In JK v A Local Health Board, the Family Division of the High Court recently provided some useful narrative on the approach to be taken when considering the force-feeding of capacitous patients who are detained under the Mental Health Act and more generally on the use of section 63 MHA when treating patients against their will.
Facts in brief
JK was a 55-year-old male with a diagnosis of Autistic Spectrum Disorder (ASD) made later in life. At the time of the hearing, he was on remand for alleged murder. He had recently been transferred from prison to a secure hospital under section 48 MHA.
Since his detention in prison, JK had consistently stated that he wanted to die and intended to starve himself to death. He had refused food for 23 days but had started eating again shortly before the hearing as he wanted to attend court. He was considered to have capacity to make decisions about refusing food and had made a recent valid advance decision refusing medical intervention, even if his life was at risk. His treating consultants were very concerned about the impact of the refusal to eat and sought declarations from the court including a declaration that it would be lawful to force feed JK under section 63 of the MHA.
Evidence was heard from an independent consultant with expertise in ASD who expressed the view that JK had capacity to make decisions about whether to eat and whether to accept forcible feeding. He also considered that JK’s decision not to eat was a manifestation of his mental disorder.

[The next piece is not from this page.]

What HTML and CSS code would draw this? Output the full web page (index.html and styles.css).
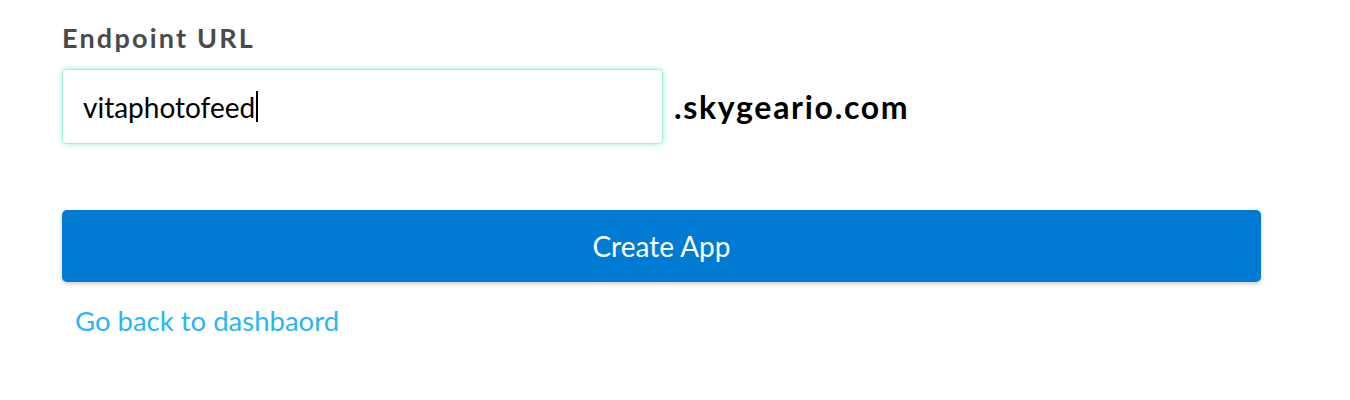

The primary issue for the court to decide was whether the case fell within section 63 MHA which allows a patient to be given “medical treatment” for the mental disorder from which they are suffering without their consent being required. Medical treatment for mental disorder is described in section 145(4) MHA as medical treatment “the purpose of which is to alleviate, or prevent a worsening of, the disorder of one of more of its symptoms or manifestations.”
The court referred to existing case law which had already established the proposition that force-feeding can be treatment for a mental disorder. The question for the court to decide therefore was whether JK’s refusal to eat was a manifestation of his mental disorder. It was noted that the extent to which a situation falls within section 63 and section 145(4) can sometimes be difficult to ascertain.
Relying on the evidence of the independent consultant, the court held that JK’s refusal to contemplate any alternative paths and his rigid belief that refusing to eat was his only way forward, was a consequence of his autism and the case fell within section 63.
However, the court did not go on to make a declaration that JK could be force fed. The court held that just because JK could be treated under section 63, it did not automatically follow that he should be treated. On the evidence available, it was not clear that force-feeding would be in his best interests nor that such treatment would fall within section 145(4) as being treatment “to alleviate or prevent a worsening of the disorder.” At the time of the hearing, the hospital was still in the process of drawing up a detailed treatment plan. The court therefore held that if JK reverted to refusing to eat, a further hearing should take place to decide if forcible feeding would fall within section 145(4).
Points to take away
The case provides some helpful analysis of the applicability of section 63 and also the interface with the Mental Capacity Act (MCA) and the court’s inherent jurisdiction. The points to be distilled from the decision include:
- Where there is doubt about whether a treatment falls within section 63 and / or section 145(4) MHA, the appropriate course is to make an application to the court. The court can then make a declaration as to whether the proposed treatment is permitted under the MHA.
- The court’s inherent jurisdiction is not applicable in cases such as this. JK had capacity and so could not be treated under the MCA. If his decision to refuse food was not a manifestation of his mental disorder, he could not be compulsorily treated under the MHA either and that would be an end to it. The inherent jurisdiction cannot be used to reverse the outcome under a statutory scheme.
- Neither section 63 nor section 145(3) MHA refer to a patient’s best interests but this decision suggests that, for a court to provide a declaration that a form of treatment is appropriate under the MHA, it will require a detailed treatment plan that it will use to undertake an analysis of the benefits and burdens of the proposed treatment in order to determine the impact on the patient’s mental disorder and hence, whether it falls within section 145(4).